Знаете, что на эту мысль наводит?– То, что кражонки все глупые? – предположил Остапчук.
– И это тоже. Бумажки еще пустые.
– Эти, с галочками, – повторил Сорокин, напряженно обдумывая какой-то момент. – Что, если это, как бы сказать… тренируют детишек на что-то? Сплачивают в команду, задания им дают, ну как в «Зарнице», что ли. Помните, летом было – играли в тимуровцев, звездочки рисовали…
– И листовки, – подал голос Остапчук.
– Какие листовки? – переспросил бездумно Николай Николаевич.
– Ну как же, товарищ капитан. Листочки эти вот, которые они лепят где ни попадя, с галочками.
– Николай Николаевич, это вообще не галочки, – сказал Сергей, который несколько минут сидел молча, что-то рисуя, – это чайки.
Он показал свое творение:
– Это вот театральная афишка, а это – чайка. И директор, глянув, узнал…
– Похоже, – кивнул Остапчук.
– И что же? Что сказать-то хочешь? – с нетерпением подбодрил Сорокин.
– Я хочу сказать, что надо поговорить с Елизаветой Чайкой, – прямо сказал Акимов.
Николай Николаевич потер лицо:
– Серега, я твою дедукцию не цепляю никак. Даже если эта личность имеет отношение к убийству Ревякина…
– Имеет. И, скорее всего, к смерти Найденовой тоже. Не исключено, что к убийству, – добавил Акимов.
– Никакого убийства не было, – заметил Остапчук, – ты же сам заключение читал.
– Допустим. Но к ограблению-то точно. И потом, выходит, что Чайка имеет касательство и к ограблению продбазы – так?
Подумав, Николай Николаевич заметил:
– Если речь о вещах, то не факт, Сергей. Могла она эти вещи продать, выменять на продукты и прочее. И, вообще, давайте основываться не на домыслах, а на фактах.
– Ну а дрова-то кто заминировал железнодорожной петардой? По-глупому! Факт?

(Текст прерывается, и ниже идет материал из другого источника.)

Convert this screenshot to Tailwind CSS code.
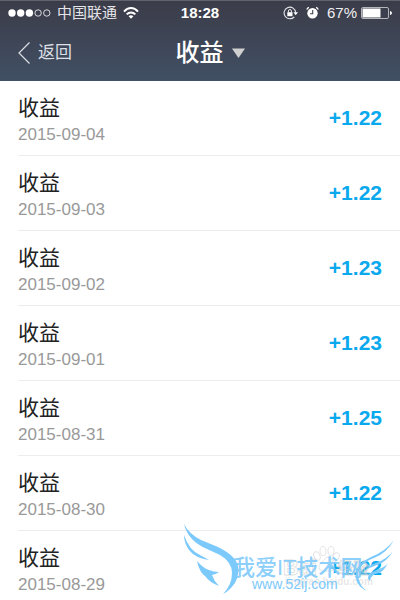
<!DOCTYPE html>
<html lang="zh-CN">
<head>
<meta charset="utf-8">
<meta name="viewport" content="width=device-width, initial-scale=1">
<title>收益</title>
<script src="https://cdn.jsdelivr.net/npm/@tailwindcss/browser@4"></script>
</head>
<body class="bg-white font-['Liberation_Sans','Noto_Sans_CJK_SC',sans-serif]">
<div class="relative overflow-hidden">
  <header class="border-t border-[#62626c] bg-linear-to-b from-[#3b3c49] to-[#415064] text-white">
    <div class="grid h-6 grid-cols-[1fr_auto_1fr] items-center px-2 text-[15px] leading-6">
      <div class="flex items-center gap-1.5">
        <svg class="h-2 w-[43px]" viewBox="0 0 43 8" fill="#fff" aria-hidden="true">
          <circle cx="4" cy="4" r="3.7"/><circle cx="12.7" cy="4" r="3.7"/><circle cx="21.4" cy="4" r="3.7"/>
          <g fill="none" stroke="#fff" stroke-width=".8"><circle cx="30.1" cy="4" r="3.2"/><circle cx="38.8" cy="4" r="3.2"/></g>
        </svg>
        <span class="text-[#e4e4e8]">中国联通</span>
        <svg class="h-3 w-4" viewBox="0 0 16 12" fill="none" stroke="#fff" stroke-width="2" aria-hidden="true">
          <path d="M1 4.6C5-.1 11-.1 15 4.6M3.7 7.4c2.5-2.7 6.1-2.7 8.6 0"/><path d="M5.6 9.2Q8 7.2 10.4 9.2L8 11.8Z" fill="#fff" stroke="none"/>
        </svg>
      </div>
      <time class="font-bold">18:28</time>
      <div class="flex items-center justify-end">
        <svg class="mr-2 h-[14px] w-[15px]" viewBox="0 0 15 14" fill="none" stroke="#e8e8ec" aria-hidden="true">
          <path d="M11.3 10.8A5.8 5.8 0 1 1 12.7 6.5" stroke-width="1.1"/><path d="M10.4 6.300h4.600l-2.300 2.900Z" fill="#fff" stroke="none"/><path d="M4.300 6.200h5.200v4H4.300Z" fill="#fff" stroke="none"/><path d="M5.400 6.500V5a1.500 1.500 0 0 1 3 0v1.500"/>
        </svg>
        <svg class="mr-2 h-[14px] w-[13px]" viewBox="0 0 13 14" aria-hidden="true">
          <circle cx="6.5" cy="7.3" r="5.2" fill="#fff"/><path d="M6.700 4v3.700H4" fill="none" stroke="#41424f" stroke-width="1.1"/><path d="M.8 3.700Q1.200 1.800 3 1.300M12.200 3.700Q11.800 1.800 10 1.300" fill="none" stroke="#fff" stroke-width="1.2"/>
        </svg>
        <span class="mr-1 text-[#f0f0f2]">67%</span>
        <svg class="h-3 w-[31px]" viewBox="0 0 31 12" aria-hidden="true">
          <rect x=".5" y=".5" width="27" height="11" rx="1.500" fill="none" stroke="#b5b6bc"/><path d="M1.500 1.500h18v9h-18Z" fill="#fff"/><path d="M29 4q2 .3 2 2t-2 2Z" fill="#fff"/>
        </svg>
      </div>
    </div>
    <nav class="grid h-14 grid-cols-[1fr_auto_1fr] items-center px-[18px]">
      <a href="#" class="flex items-center gap-2 text-[17px] text-[#dcdfe4]">
        <svg class="h-6 w-3" viewBox="0 0 12 24" fill="none" stroke="currentColor" stroke-width="1.2" aria-hidden="true"><path d="M11.500 1.500L1 12l10.500 10.500"/></svg>
        返回
      </a>
      <button type="button" class="ml-5 flex items-center gap-2 text-2xl font-medium">
        收益
        <svg class="h-[10px] w-[13px]" viewBox="0 0 13 10" fill="#d0d0d0" aria-hidden="true"><path d="M0 .5h13L6.500 10Z"/></svg>
      </button>
      <span></span>
    </nav>
  </header>
  <main class="pl-[18px]">
    <ul>
      <li class="flex items-start justify-between border-b border-[#ededed] pt-[11px] pb-[9px] pr-[18px]"><div><h2 class="text-[21px] leading-8 text-[#222]">收益</h2><time class="block text-[17px] leading-[22px] text-[#999]">2015-09-04</time></div><span class="pt-2.5 text-[21px] font-bold leading-8 text-[#0aa9ee]">+1.22</span></li>
      <li class="flex items-start justify-between border-b border-[#ededed] pt-[11px] pb-[9px] pr-[18px]"><div><h2 class="text-[21px] leading-8 text-[#222]">收益</h2><time class="block text-[17px] leading-[22px] text-[#999]">2015-09-03</time></div><span class="pt-2.5 text-[21px] font-bold leading-8 text-[#0aa9ee]">+1.22</span></li>
      <li class="flex items-start justify-between border-b border-[#ededed] pt-[11px] pb-[9px] pr-[18px]"><div><h2 class="text-[21px] leading-8 text-[#222]">收益</h2><time class="block text-[17px] leading-[22px] text-[#999]">2015-09-02</time></div><span class="pt-2.5 text-[21px] font-bold leading-8 text-[#0aa9ee]">+1.23</span></li>
      <li class="flex items-start justify-between border-b border-[#ededed] pt-[11px] pb-[9px] pr-[18px]"><div><h2 class="text-[21px] leading-8 text-[#222]">收益</h2><time class="block text-[17px] leading-[22px] text-[#999]">2015-09-01</time></div><span class="pt-2.5 text-[21px] font-bold leading-8 text-[#0aa9ee]">+1.23</span></li>
      <li class="flex items-start justify-between border-b border-[#ededed] pt-[11px] pb-[9px] pr-[18px]"><div><h2 class="text-[21px] leading-8 text-[#222]">收益</h2><time class="block text-[17px] leading-[22px] text-[#999]">2015-08-31</time></div><span class="pt-2.5 text-[21px] font-bold leading-8 text-[#0aa9ee]">+1.25</span></li>
      <li class="flex items-start justify-between border-b border-[#ededed] pt-[11px] pb-[9px] pr-[18px]"><div><h2 class="text-[21px] leading-8 text-[#222]">收益</h2><time class="block text-[17px] leading-[22px] text-[#999]">2015-08-30</time></div><span class="pt-2.5 text-[21px] font-bold leading-8 text-[#0aa9ee]">+1.22</span></li>
      <li class="flex items-start justify-between pt-[11px] pb-1 pr-[18px]"><div><h2 class="text-[21px] leading-8 text-[#222]">收益</h2><time class="block text-[17px] leading-[22px] text-[#999]">2015-08-29</time></div><span class="pt-2.5 text-[21px] font-bold leading-8 text-[#0aa9ee]">+1.22</span></li>
    </ul>
  </main>
  <svg class="pointer-events-none absolute right-0 bottom-0 h-20 w-[220px]" viewBox="0 0 220 80" role="img" aria-label="我爱IT技术网 www.52ij.com">
    <g fill="#fff" fill-opacity=".4" stroke="#c8c8c8" stroke-opacity=".6" stroke-width=".8">
      <ellipse cx="137" cy="36" rx="3" ry="4.5" transform="rotate(-20 137 36)"/><ellipse cx="143" cy="31" rx="3" ry="4.5"/><ellipse cx="151" cy="31" rx="3" ry="4.5"/><ellipse cx="156" cy="37" rx="3" ry="4.5" transform="rotate(20 156 37)"/>
      <path d="M147 37q4 0 6 5t1 7q-3 3-7 2-5 1-8-2-1-3 2-6t6-6Z"/>
      <text x="103" y="55" font-size="22" font-weight="700">Bai</text><text x="157" y="54" font-size="16">经验</text>
    </g>
    <text x="105" y="65" font-size="10" font-weight="700" fill="#ccc" fill-opacity=".45">jingyan.baidu.com</text>
    <g fill="#7cc9fb">
      <path d="M4 4Q9 14 21 20L38 27Q56 36 58 46Q60 59 51 68Q47 72 43 74Q52 65 52 53Q52 42 40 35L27 29Q8 21 4 4Z"/>
      <path d="M4 15Q9 30 20 35L29 40Q15 38 9 30Q4 23 4 15Z"/>
      <path d="M17 41Q23 48 29 50Q34 52 39 52Q35 55 32 55Q34 61 39 66Q29 62 26 57Q19 52 17 41Z"/>
      <path d="M214 20Q207 33 194 38Q178 44 178 55Q179 66 187 71Q174 65 176 52Q178 43 191 37Q206 31 214 20Z"/>
      <path d="M213 31Q207 42 197 45L187 49Q189 45 196 43Q207 39 213 31Z"/>
      <path d="M208 43Q204 51 199 53L195 54Q190 57 190 61Q186 58 190 53L199 49Q205 47 208 43Z"/>
      <text x="53" y="55" font-size="22" font-weight="500" fill-opacity=".9">我爱IT技术网</text>
      <text x="72" y="69" font-size="14">www.52ij.com</text>
    </g>
  </svg>
</div>
</body>
</html>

– Факт. Но петарды могли быть и потеряны Ревякиным, установлены ранее, а запас он не пополнил…
– Не мог он этого.
– Ну откуда ты знаешь? Все, давайте без фантазий. Есть у меня одна мыслишка, но об этом потом. Так, отправляйтесь трудиться. Иван Саныч, не забудь составить протокол опознания сковородки.
– Кем, товарищ капитан?
– Как кем? Первой владелицей, как ее там? Иванова? И посоветуй ей – так, в частном порядке – не оставлять посуду без присмотра. А то еще Филипповна увидит – ора не оберешься. С Алевтиной так же. Ну ты сам знаешь. Товарищ Акимов, попробуй еще раз – тоже, частным порядком, – повлиять на этих двух, через ту же Гладкову. И скажи ей, чтобы усилила, наконец, бдительность и внимание за воспитуемыми. Доиграются ведь.
Зазвонил телефон, Николай Николаевич взял трубку:
– Капитан Сорокин. Слушаю. Да, Маргарита Вильгельмовна… вот как. А почему не в лагерный лазарет? Не доехал бы. Спасибо, сейчас. – Он дал отбой. – Акимов, со мной в больничку, Иван Саныч, ты – на телефоне.
Маргарита Вильгельмовна Шор, главврач больницы, встретила их внизу. Поздоровавшись, четко, по-военному, принялась докладывать:
– Фрицше, Клаус, тридцать семь лет, летчик, попал в плен в июне сорок третьего. Острое отравление. Судя по клинической картине, употребил не меньше пачки соли в одно лицо.